Visitors to the Neil Young Archives want to find a place to get lost, to discover music and the stories behind that music. It’s possible for a giant time machine cabinet to be restrained and minimalist, but I can’t imagine it would be appropriate.
Forums are another good example of the value of utilitarian design. Reddit, one of the largest sites in the world, didn’t change its design for a decade. It got on just fine. Amazon doesn’t waste time with niceties. They sell things. Land on their site, there’s things everywhere. Find the thing, click on the thing, buy the thing.

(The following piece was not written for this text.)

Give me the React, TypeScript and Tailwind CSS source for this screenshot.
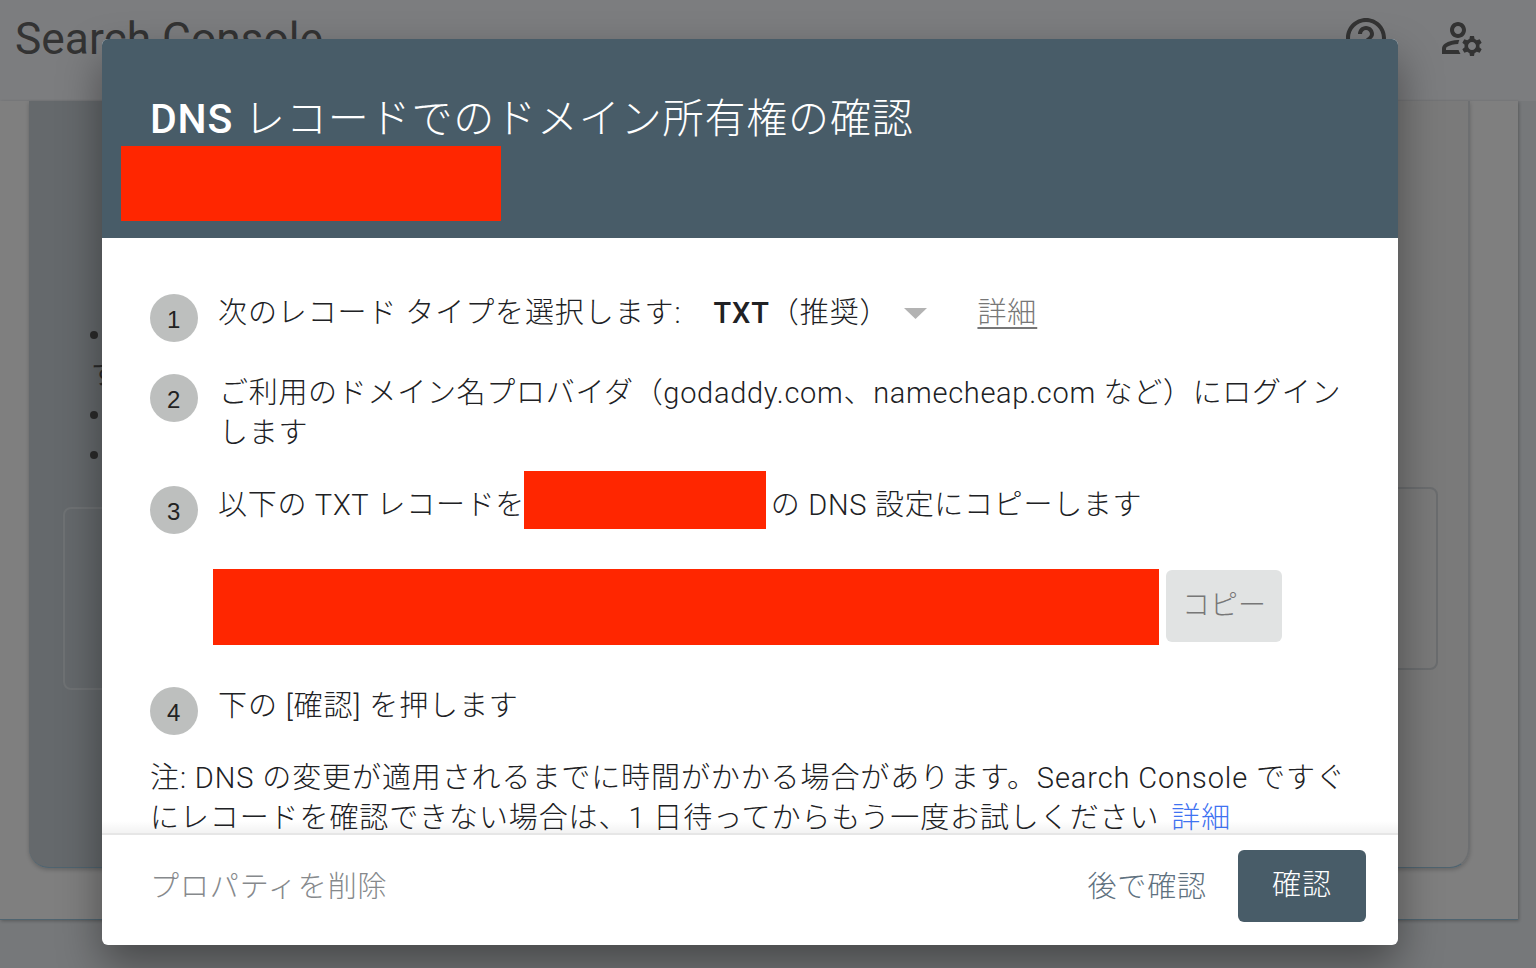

Marvelous.
David Lee, the chief creative officer of Squarespace, says he has seen in increase in “anti-design brutalism” in recent years, sites that are deliberately jarring and difficult to browse. That’s not what I’m talking about here, but it is unquestionably part of the same tonal shift. The natural cousin of anti-design brutalism is pro-function brutalism. The rise of throwback sites like Neocities show as much.
Know Thyself
Utilitarian design can be a disaster. It isn’t always appropriate. There is not a one-size-fits-all solution to web design, but as Candace Jackson wrote for The New York Times last year, there is world beyond the “sleek uniformity” of the modern web. It’s a messy world, but there’s much to learn there.
The beauty of a website is you can make whatever you want, and the rise of website builders like Wix means there’s no real barriers to entry left. They’re tools. Drag and drop website builders are an amazing opportunity to play around with site functionality and presentation even if you have no technical skill.
Know your user and know yourself. What you want from a site and what visitors want is not always the same thing. Defer to you guests. They know best. The decision to go simple or complex should be a response to their needs. Sometimes only clunky will do.